» **What to produce**
An exact copy of all the data is required, with pictures left out.
★ ★ ★
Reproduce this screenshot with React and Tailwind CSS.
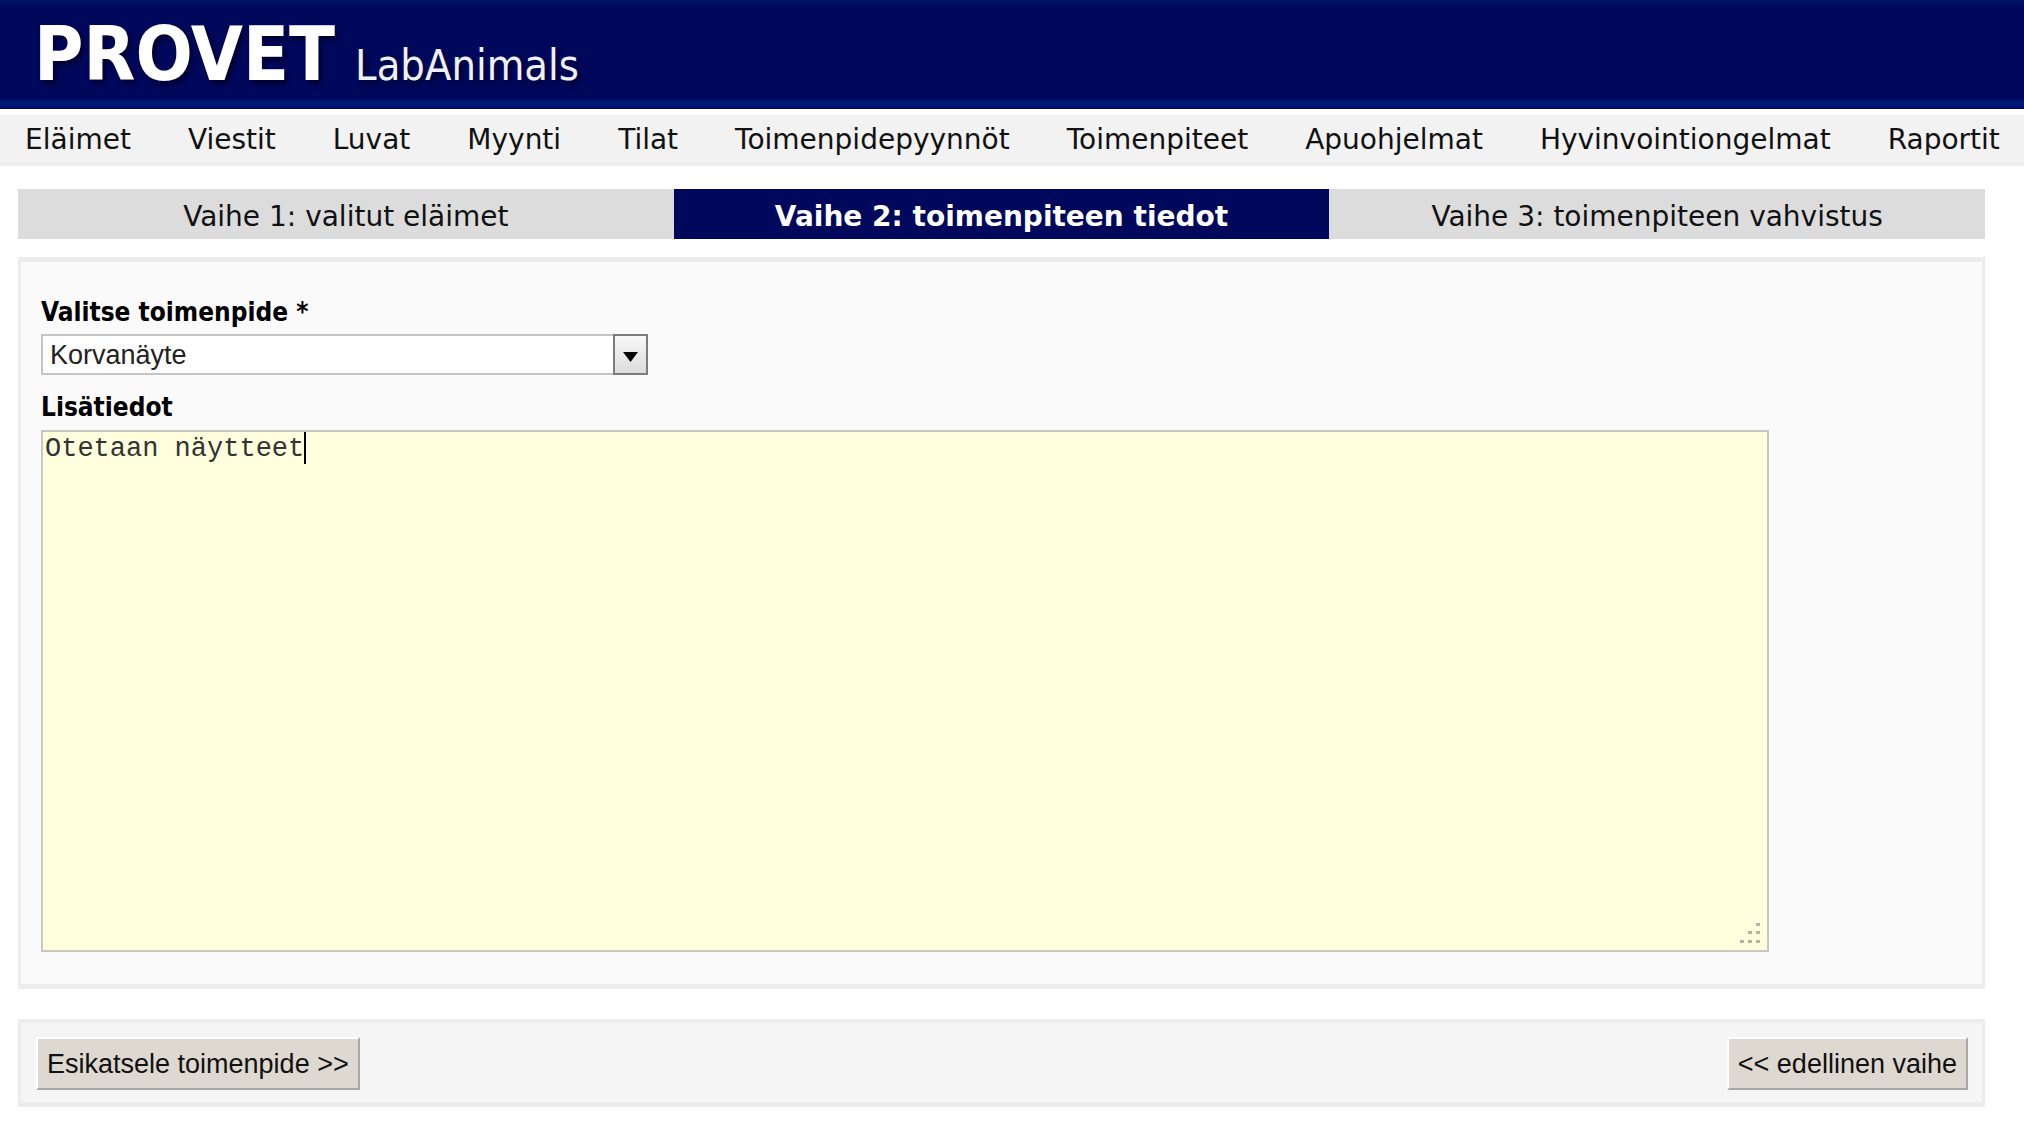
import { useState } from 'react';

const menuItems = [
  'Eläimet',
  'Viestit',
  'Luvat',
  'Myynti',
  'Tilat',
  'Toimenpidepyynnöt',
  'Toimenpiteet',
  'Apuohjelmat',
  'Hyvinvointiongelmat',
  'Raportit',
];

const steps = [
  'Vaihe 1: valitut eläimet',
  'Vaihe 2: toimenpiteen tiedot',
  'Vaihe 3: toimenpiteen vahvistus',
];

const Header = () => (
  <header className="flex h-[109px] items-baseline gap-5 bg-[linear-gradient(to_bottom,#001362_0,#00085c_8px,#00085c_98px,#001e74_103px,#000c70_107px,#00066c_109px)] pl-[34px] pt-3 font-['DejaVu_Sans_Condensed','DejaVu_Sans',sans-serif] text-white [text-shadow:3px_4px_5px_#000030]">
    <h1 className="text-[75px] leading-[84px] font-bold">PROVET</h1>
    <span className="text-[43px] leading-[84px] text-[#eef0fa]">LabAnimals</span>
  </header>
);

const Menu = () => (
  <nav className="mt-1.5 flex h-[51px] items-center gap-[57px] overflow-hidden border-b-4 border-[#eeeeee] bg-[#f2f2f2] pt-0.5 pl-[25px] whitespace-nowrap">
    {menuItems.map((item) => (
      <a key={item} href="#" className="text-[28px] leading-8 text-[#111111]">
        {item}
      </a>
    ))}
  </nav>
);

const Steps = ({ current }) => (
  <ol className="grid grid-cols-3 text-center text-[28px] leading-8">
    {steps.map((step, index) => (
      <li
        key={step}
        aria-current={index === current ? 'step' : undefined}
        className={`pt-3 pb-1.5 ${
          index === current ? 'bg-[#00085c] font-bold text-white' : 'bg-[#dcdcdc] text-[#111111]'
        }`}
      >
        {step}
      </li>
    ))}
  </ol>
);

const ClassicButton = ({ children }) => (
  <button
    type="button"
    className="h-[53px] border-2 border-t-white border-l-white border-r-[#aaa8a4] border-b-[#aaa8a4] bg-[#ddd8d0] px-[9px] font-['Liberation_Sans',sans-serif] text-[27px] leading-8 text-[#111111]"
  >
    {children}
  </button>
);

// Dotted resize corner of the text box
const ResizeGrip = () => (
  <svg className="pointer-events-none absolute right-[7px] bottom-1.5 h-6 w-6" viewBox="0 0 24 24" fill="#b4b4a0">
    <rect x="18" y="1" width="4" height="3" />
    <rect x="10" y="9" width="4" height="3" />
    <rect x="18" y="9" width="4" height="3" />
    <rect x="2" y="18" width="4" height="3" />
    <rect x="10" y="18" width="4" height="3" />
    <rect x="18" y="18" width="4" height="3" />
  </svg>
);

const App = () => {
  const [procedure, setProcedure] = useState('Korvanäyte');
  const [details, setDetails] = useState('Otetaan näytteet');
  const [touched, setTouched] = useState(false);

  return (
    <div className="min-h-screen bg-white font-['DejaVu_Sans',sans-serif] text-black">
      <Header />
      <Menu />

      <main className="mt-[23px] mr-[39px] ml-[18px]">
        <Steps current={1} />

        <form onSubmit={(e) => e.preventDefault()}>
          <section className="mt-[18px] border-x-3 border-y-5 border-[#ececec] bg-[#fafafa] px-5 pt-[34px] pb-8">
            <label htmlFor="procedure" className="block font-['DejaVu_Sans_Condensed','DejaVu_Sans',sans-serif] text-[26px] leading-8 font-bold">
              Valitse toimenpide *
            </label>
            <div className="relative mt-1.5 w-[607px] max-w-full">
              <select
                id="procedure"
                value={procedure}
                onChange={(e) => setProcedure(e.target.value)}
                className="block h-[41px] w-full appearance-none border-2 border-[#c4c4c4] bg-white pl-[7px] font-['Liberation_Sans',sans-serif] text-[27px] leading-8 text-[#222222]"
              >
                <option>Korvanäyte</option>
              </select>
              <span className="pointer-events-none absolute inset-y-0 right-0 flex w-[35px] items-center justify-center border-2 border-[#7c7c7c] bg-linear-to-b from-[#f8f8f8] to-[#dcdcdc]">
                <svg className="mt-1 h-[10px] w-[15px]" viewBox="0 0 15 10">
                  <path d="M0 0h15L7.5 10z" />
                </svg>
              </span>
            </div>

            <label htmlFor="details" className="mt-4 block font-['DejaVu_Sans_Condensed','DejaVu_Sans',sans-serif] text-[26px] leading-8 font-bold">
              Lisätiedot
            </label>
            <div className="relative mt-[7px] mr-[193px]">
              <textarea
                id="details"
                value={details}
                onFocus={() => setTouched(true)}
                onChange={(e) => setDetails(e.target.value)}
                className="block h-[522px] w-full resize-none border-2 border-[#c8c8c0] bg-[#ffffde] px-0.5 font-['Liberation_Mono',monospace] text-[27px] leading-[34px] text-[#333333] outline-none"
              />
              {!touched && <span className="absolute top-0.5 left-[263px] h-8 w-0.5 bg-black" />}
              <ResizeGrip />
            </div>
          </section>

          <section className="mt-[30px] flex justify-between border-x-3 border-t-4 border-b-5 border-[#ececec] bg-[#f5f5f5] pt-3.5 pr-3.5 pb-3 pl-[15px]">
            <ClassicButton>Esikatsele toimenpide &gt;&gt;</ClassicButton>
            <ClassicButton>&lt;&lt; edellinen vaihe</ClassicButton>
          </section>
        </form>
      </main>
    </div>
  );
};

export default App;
★ ★ ★
» **The reply**
Reproduce this screenshot with React and Tailwind CSS.
import { useState } from 'react';

const menuItems = [
  'Eläimet',
  'Viestit',
  'Luvat',
  'Myynti',
  'Tilat',
  'Toimenpidepyynnöt',
  'Toimenpiteet',
  'Apuohjelmat',
  'Hyvinvointiongelmat',
  'Raportit',
];

const steps = [
  'Vaihe 1: valitut eläimet',
  'Vaihe 2: toimenpiteen tiedot',
  'Vaihe 3: toimenpiteen vahvistus',
];

const Header = () => (
  <header className="flex h-[109px] items-baseline gap-5 bg-[linear-gradient(to_bottom,#001362_0,#00085c_8px,#00085c_98px,#001e74_103px,#000c70_107px,#00066c_109px)] pl-[34px] pt-3 font-['DejaVu_Sans_Condensed','DejaVu_Sans',sans-serif] text-white [text-shadow:3px_4px_5px_#000030]">
    <h1 className="text-[75px] leading-[84px] font-bold">PROVET</h1>
    <span className="text-[43px] leading-[84px] text-[#eef0fa]">LabAnimals</span>
  </header>
);

const Menu = () => (
  <nav className="mt-1.5 flex h-[51px] items-center gap-[57px] overflow-hidden border-b-4 border-[#eeeeee] bg-[#f2f2f2] pt-0.5 pl-[25px] whitespace-nowrap">
    {menuItems.map((item) => (
      <a key={item} href="#" className="text-[28px] leading-8 text-[#111111]">
        {item}
      </a>
    ))}
  </nav>
);

const Steps = ({ current }) => (
  <ol className="grid grid-cols-3 text-center text-[28px] leading-8">
    {steps.map((step, index) => (
      <li
        key={step}
        aria-current={index === current ? 'step' : undefined}
        className={`pt-3 pb-1.5 ${
          index === current ? 'bg-[#00085c] font-bold text-white' : 'bg-[#dcdcdc] text-[#111111]'
        }`}
      >
        {step}
      </li>
    ))}
  </ol>
);

const ClassicButton = ({ children }) => (
  <button
    type="button"
    className="h-[53px] border-2 border-t-white border-l-white border-r-[#aaa8a4] border-b-[#aaa8a4] bg-[#ddd8d0] px-[9px] font-['Liberation_Sans',sans-serif] text-[27px] leading-8 text-[#111111]"
  >
    {children}
  </button>
);

// Dotted resize corner of the text box
const ResizeGrip = () => (
  <svg className="pointer-events-none absolute right-[7px] bottom-1.5 h-6 w-6" viewBox="0 0 24 24" fill="#b4b4a0">
    <rect x="18" y="1" width="4" height="3" />
    <rect x="10" y="9" width="4" height="3" />
    <rect x="18" y="9" width="4" height="3" />
    <rect x="2" y="18" width="4" height="3" />
    <rect x="10" y="18" width="4" height="3" />
    <rect x="18" y="18" width="4" height="3" />
  </svg>
);

const App = () => {
  const [procedure, setProcedure] = useState('Korvanäyte');
  const [details, setDetails] = useState('Otetaan näytteet');
  const [touched, setTouched] = useState(false);

  return (
    <div className="min-h-screen bg-white font-['DejaVu_Sans',sans-serif] text-black">
      <Header />
      <Menu />

      <main className="mt-[23px] mr-[39px] ml-[18px]">
        <Steps current={1} />

        <form onSubmit={(e) => e.preventDefault()}>
          <section className="mt-[18px] border-x-3 border-y-5 border-[#ececec] bg-[#fafafa] px-5 pt-[34px] pb-8">
            <label htmlFor="procedure" className="block font-['DejaVu_Sans_Condensed','DejaVu_Sans',sans-serif] text-[26px] leading-8 font-bold">
              Valitse toimenpide *
            </label>
            <div className="relative mt-1.5 w-[607px] max-w-full">
              <select
                id="procedure"
                value={procedure}
                onChange={(e) => setProcedure(e.target.value)}
                className="block h-[41px] w-full appearance-none border-2 border-[#c4c4c4] bg-white pl-[7px] font-['Liberation_Sans',sans-serif] text-[27px] leading-8 text-[#222222]"
              >
                <option>Korvanäyte</option>
              </select>
              <span className="pointer-events-none absolute inset-y-0 right-0 flex w-[35px] items-center justify-center border-2 border-[#7c7c7c] bg-linear-to-b from-[#f8f8f8] to-[#dcdcdc]">
                <svg className="mt-1 h-[10px] w-[15px]" viewBox="0 0 15 10">
                  <path d="M0 0h15L7.5 10z" />
                </svg>
              </span>
            </div>

            <label htmlFor="details" className="mt-4 block font-['DejaVu_Sans_Condensed','DejaVu_Sans',sans-serif] text-[26px] leading-8 font-bold">
              Lisätiedot
            </label>
            <div className="relative mt-[7px] mr-[193px]">
              <textarea
                id="details"
                value={details}
                onFocus={() => setTouched(true)}
                onChange={(e) => setDetails(e.target.value)}
                className="block h-[522px] w-full resize-none border-2 border-[#c8c8c0] bg-[#ffffde] px-0.5 font-['Liberation_Mono',monospace] text-[27px] leading-[34px] text-[#333333] outline-none"
              />
              {!touched && <span className="absolute top-0.5 left-[263px] h-8 w-0.5 bg-black" />}
              <ResizeGrip />
            </div>
          </section>

          <section className="mt-[30px] flex justify-between border-x-3 border-t-4 border-b-5 border-[#ececec] bg-[#f5f5f5] pt-3.5 pr-3.5 pb-3 pl-[15px]">
            <ClassicButton>Esikatsele toimenpide &gt;&gt;</ClassicButton>
            <ClassicButton>&lt;&lt; edellinen vaihe</ClassicButton>
          </section>
        </form>
      </main>
    </div>
  );
};

export default App;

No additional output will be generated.